The washout has now cleared and the ground is said to be drying, but “a little over 70,000” still remained on the festival site as of yesterday, September 3, as the festival was due to end, according to Nathan Carmichael, a sergeant from Pershing County Sheriff’s Office.
The weeklong festival - attended by some 70,000 people annually - is held in Black Rock City in Nevada, a dried desert lake bed that typically sees extremely hot weather each year when Burning Man takes place. The festival was delayed kicking off this year due to nearby Hurricane Hillary.
Heavy rain conditions began over the weekend, causing the landscape to churn into a “mud bath” with two to three months’ worth of rainfall in just 24 hours between Friday and Saturday.

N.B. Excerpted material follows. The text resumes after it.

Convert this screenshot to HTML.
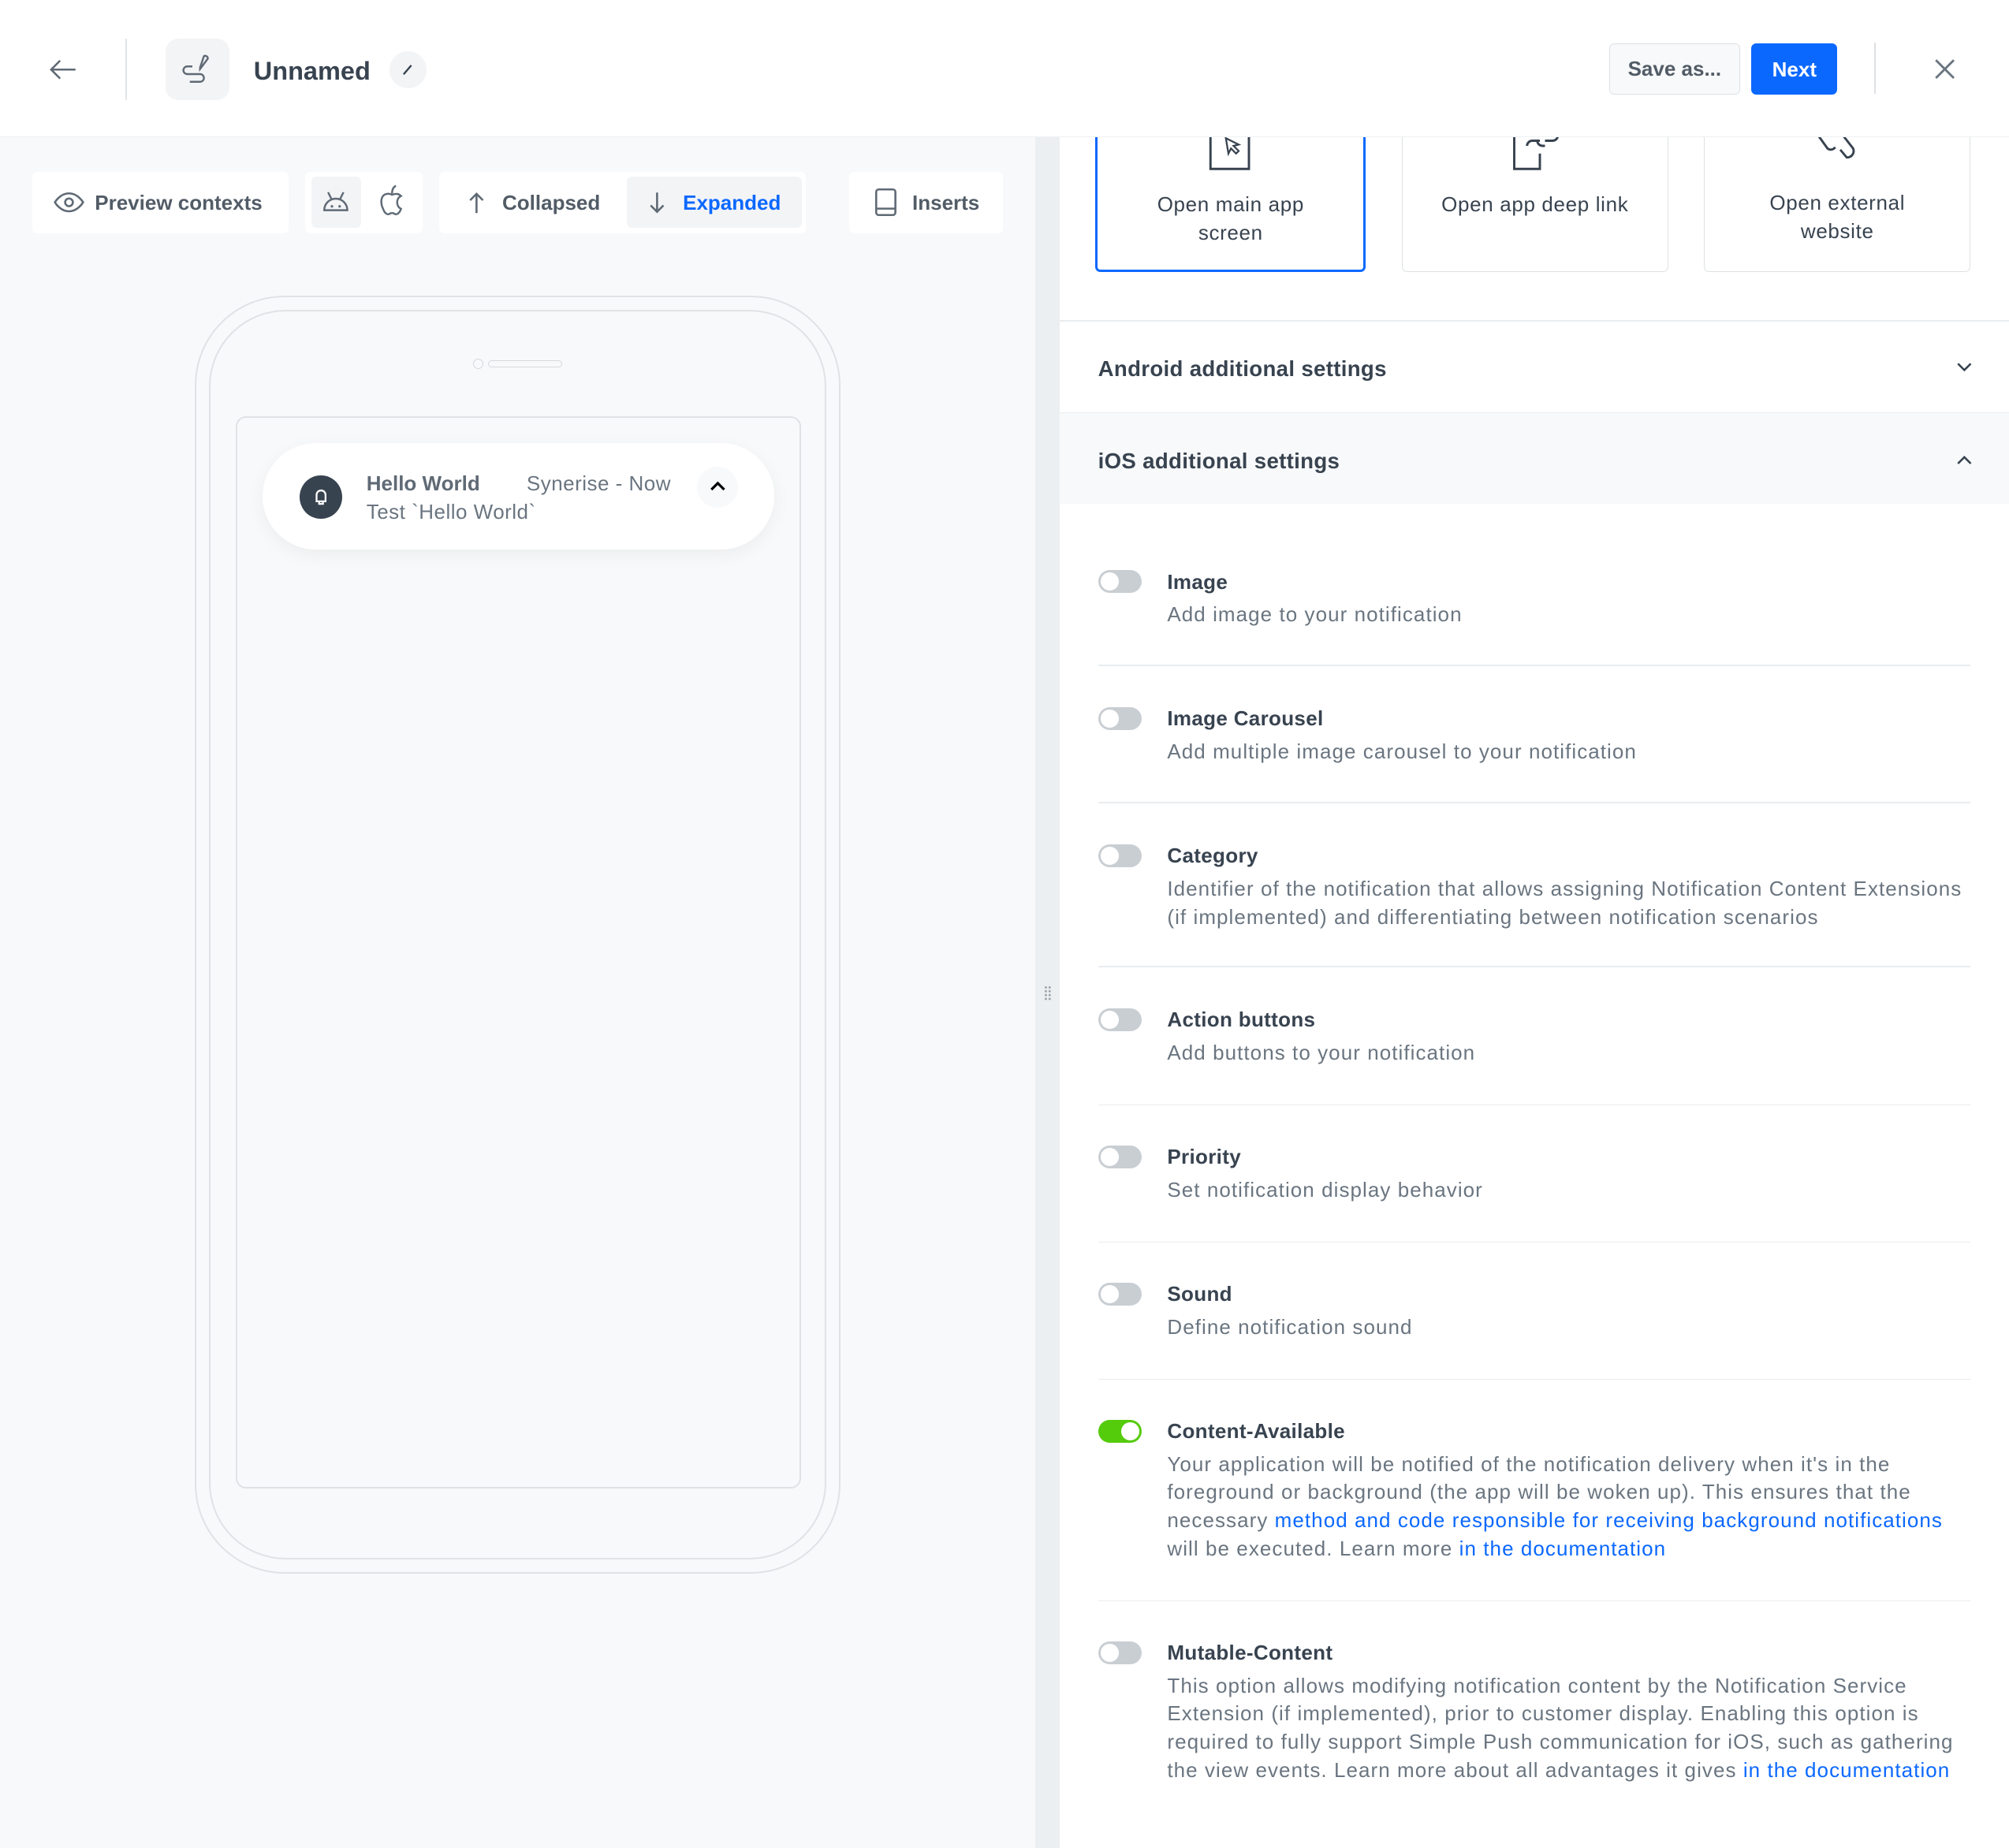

Punters were urged to take shelter and conserve food and water until conditions improved, while all toilets ceased to work. Festivalgoers were also unable to manoeuvre through the thick mud in vehicles and were told to remain on site until the ground had dried.
The BBC reported this morning that the ground is now dry enough for vehicles to begin moving again without getting stuck in the mud. Roads are expected to open again, with further updates due from Burning Man today.
Organisers have warned against walking around barefoot in the mud to avoid "playa foot", a chemical reaction caused by the alkaline soil of the dried lake bed that can burn your skin.
Speaking to CBS News, actor Justin Schuman explained: "It's very alkaline so you do have to be careful for no prolonged exposure of your skin to the mud because apparently it can start to really gently burn your skin."
On the festival atmosphere, Schuman added: "What I have seen personally is resilience. I've seen a huge amount of people coming together, I have seen strangers hugging strangers, I have seen people gifting things to others."
The annual effigy burning, which takes place on the last day of Burning Man each year, has been postponed. Organisers are hopeful it will go ahead tonight, September 4, instead.
One 40-year-old man died at the festival over the weekend, authorities reported on Saturday. His death was said to be “unrelated” to the weather conditions, but few details have been given.
Emergency services were called in regards to the unnamed man on Friday after he was found unresponsive on the playa, festival organisers said, but they were unable to resuscitate him. His next of kin have been informed.